197 reminded both of us of the Palouse in Southwestern Washington. Rounded hills of patchwork colors in green tan and light green. This is farm country, the Tygh Valley. Off in the distance to the east we could see the giant windmills taking advantage of the wind that blows up the Columbia Gorge. The Tygh area gets the transmission lines. The road was very curvy and had it roller coaster ups and downs.
Soon we came down a grade and we arrived in The Dalles. The NAPA store was easy to find and luckily the relay switch was the issue with the air bags. I guess we need to keep a spare on hand as it failed on us in October 2012.
Interstate 84 or any interstate are not my favorite way to get anywhere but we were tired and our campground for the night was around 20 miles away right off 84. We could have taken 30 but it weaves it’s way all over so we chose the shortest line between two points. The rains started and we slowed down but everyone else sped by. On 84, the speed limit is 55 mph vs 65 for cars. This makes for lots of passing the big rigs which don’t handle the winds well.
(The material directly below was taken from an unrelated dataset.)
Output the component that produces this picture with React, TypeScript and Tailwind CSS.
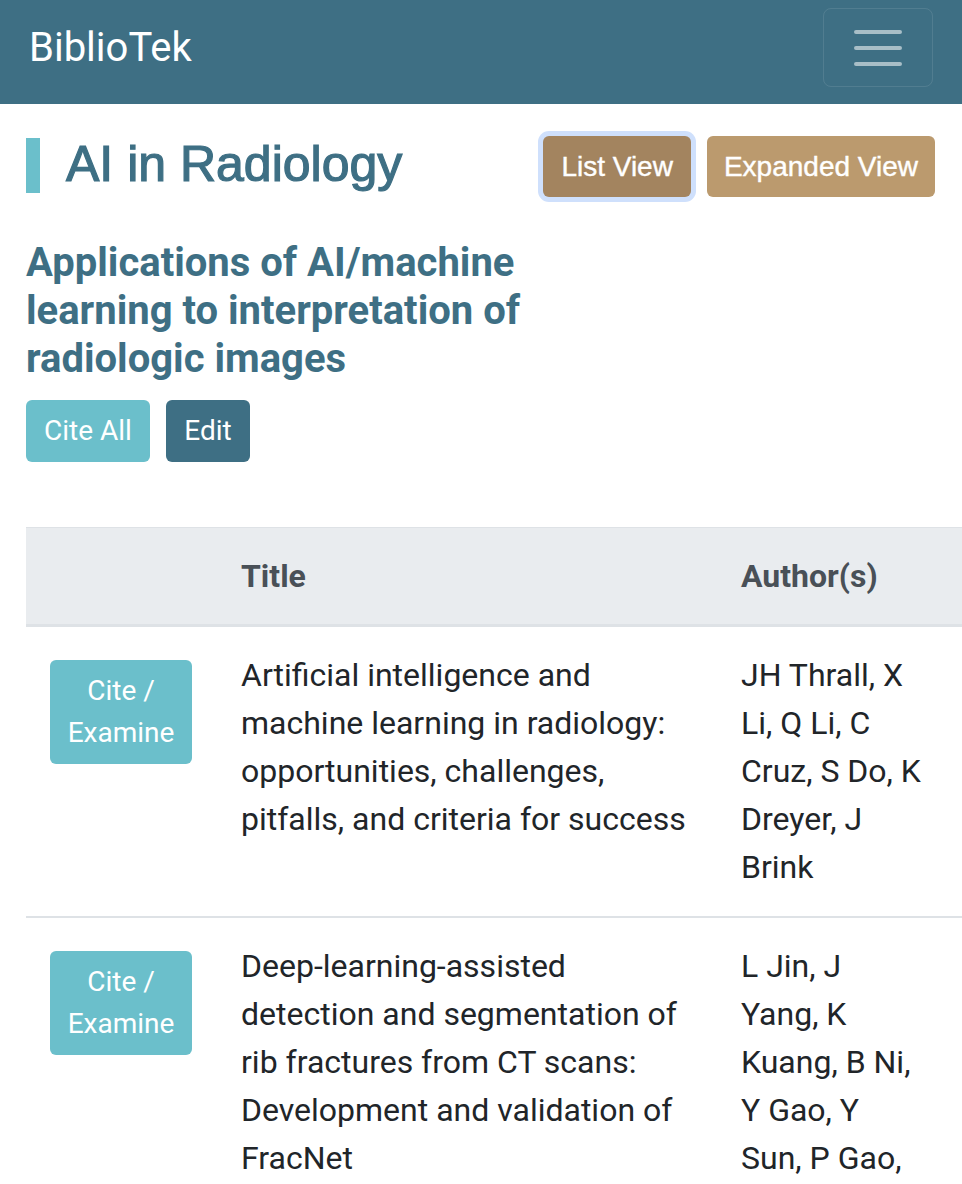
import React from "react";

const rows = [
  {
    title: "Artificial intelligence and machine learning in radiology: opportunities, challenges, pitfalls, and criteria for success",
    authors: "JH Thrall, X Li, Q Li, C Cruz, S Do, K Dreyer, J Brink",
  },
  {
    title: "Deep-learning-assisted detection and segmentation of rib fractures from CT scans: Development and validation of FracNet",
    authors: "L Jin, J Yang, K Kuang, B Ni, Y Gao, Y Sun, P Gao, W Ma, M Tan, H Kang, J Chen, M Li",
  },
];

export default function App() {
  return (
    <div className="w-[962px] min-h-[1184px] overflow-hidden bg-white text-[#212529] font-['Roboto',sans-serif]">
      <nav className="h-[104px] bg-[#3e6f84] pl-[29px] pr-[29px] pt-[8px] flex items-start justify-between">
        <span className="text-white text-[40px] leading-[79px] h-[79px]">BiblioTek</span>
        <button className="w-[110px] h-[79px] rounded-[8px] border border-white/10 flex items-center justify-center">
          <svg width="50" height="40" viewBox="0 0 50 40">
            <path d="M3 4H47M3 20H47M3 36H47" stroke="rgba(255,255,255,0.55)" strokeWidth="4" strokeLinecap="round" />
          </svg>
        </button>
      </nav>

      <div className="pl-[26px] pr-[27px]">
        <div className="mt-[32px] flex items-start justify-between">
          <div className="flex items-center">
            <div className="w-[14px] h-[55px] bg-[#6bbfcb]" />
            <h1 className="ml-[26px] text-[50px] leading-[60px] font-['Liberation_Sans',Arial,sans-serif] text-[#3e6f84] [-webkit-text-stroke:1.2px_#3e6f84] -mt-[2px]">
              AI in Radiology
            </h1>
          </div>
          <div className="flex gap-[16px] font-['Liberation_Sans',Arial,sans-serif] text-[28px]">
            <button className="h-[61px] px-[18px] rounded-[6px] bg-[#a3845f] text-white [-webkit-text-stroke:0.4px_white] ring-[5px] ring-[#cfe0fc]">
              List View
            </button>
            <button className="h-[61px] px-[17px] rounded-[6px] bg-[#bb9a6e] text-white [-webkit-text-stroke:0.4px_white]">
              Expanded View
            </button>
          </div>
        </div>

        <h2 className="mt-[42px] w-[500px] text-[40px] leading-[48px] font-bold text-[#3e6f84]">
          Applications of AI/machine learning to interpretation of radiologic images
        </h2>

        <div className="mt-[17px] flex gap-[16px] text-[28px]">
          <button className="h-[62px] w-[124px] rounded-[6px] bg-[#6bbfcb] text-white">Cite All</button>
          <button className="h-[62px] w-[84px] rounded-[6px] bg-[#3e6f84] text-white">Edit</button>
        </div>
      </div>

      <div className="mt-[65px] ml-[26px] overflow-hidden">
        <table className="table-fixed border-collapse w-[1130px] text-[32px] leading-[48px]">
          <colgroup>
            <col className="w-[191px]" />
            <col className="w-[500px]" />
            <col className="w-[232px]" />
            <col className="w-[207px]" />
          </colgroup>
          <thead>
            <tr className="bg-[#e9ecef] text-[#495057]">
              <th className="border-t border-[#dee2e6] border-b-[3px] border-b-[#dee2e6] pt-[24px] pb-[24px] px-[24px] text-left font-bold"></th>
              <th className="border-t border-[#dee2e6] border-b-[3px] border-b-[#dee2e6] pt-[24px] pb-[24px] px-[24px] text-left font-bold">Title</th>
              <th className="border-t border-[#dee2e6] border-b-[3px] border-b-[#dee2e6] pt-[24px] pb-[24px] px-[24px] text-left font-bold">Author(s)</th>
              <th className="border-t border-[#dee2e6] border-b-[3px] border-b-[#dee2e6] pt-[24px] pb-[24px] px-[24px] text-left font-bold"></th>
            </tr>
          </thead>
          <tbody>
            {rows.map((r, i) => (
              <tr key={i} className="border-b-2 border-[#dee2e6] align-top">
                <td className="pt-[24px] pb-[25px] px-[24px]">
                  <button className="mt-[9px] w-[142px] py-[10px] rounded-[6px] bg-[#6bbfcb] text-white text-[28px] leading-[42px] text-center">
                    Cite / Examine
                  </button>
                </td>
                <td className="pt-[24px] pb-[25px] px-[24px]">{r.title}</td>
                <td className="pt-[24px] pb-[25px] px-[24px]">{r.authors}</td>
                <td className="pt-[24px] pb-[25px] px-[24px]"></td>
              </tr>
            ))}
          </tbody>
        </table>
      </div>
    </div>
  );
}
The drive is beautiful as you can see the Columbia River and the green bluffs along both sides (Washington and Oregon). There were a few brave windsurfers on the River.
Our chosen campground, USFS Wyeth was closed. The website said May and I thought it was close enough. Wrong. So, we travelled along the Wyeth Road until we found an old road that had not been in use for some time. There was gravel under the grasses so we were able to pull in to get off the road. All the other roads in this area were closed to vehicle traffic. It is a beautiful forest with some large evergreens up to four feet in diameter at the base. I found some trilliums, many ferns, a wild orchid, Solomon’s seal and twin leaf among others.
We set up camp, ate supper and walked Toller up the road. He was mostly looking for green grass as we had been around rabbit brush and sage brush for most of our trip. It is good to see the greens of home again. All the new growth comes in all the shades and tints of green. It is refreshing.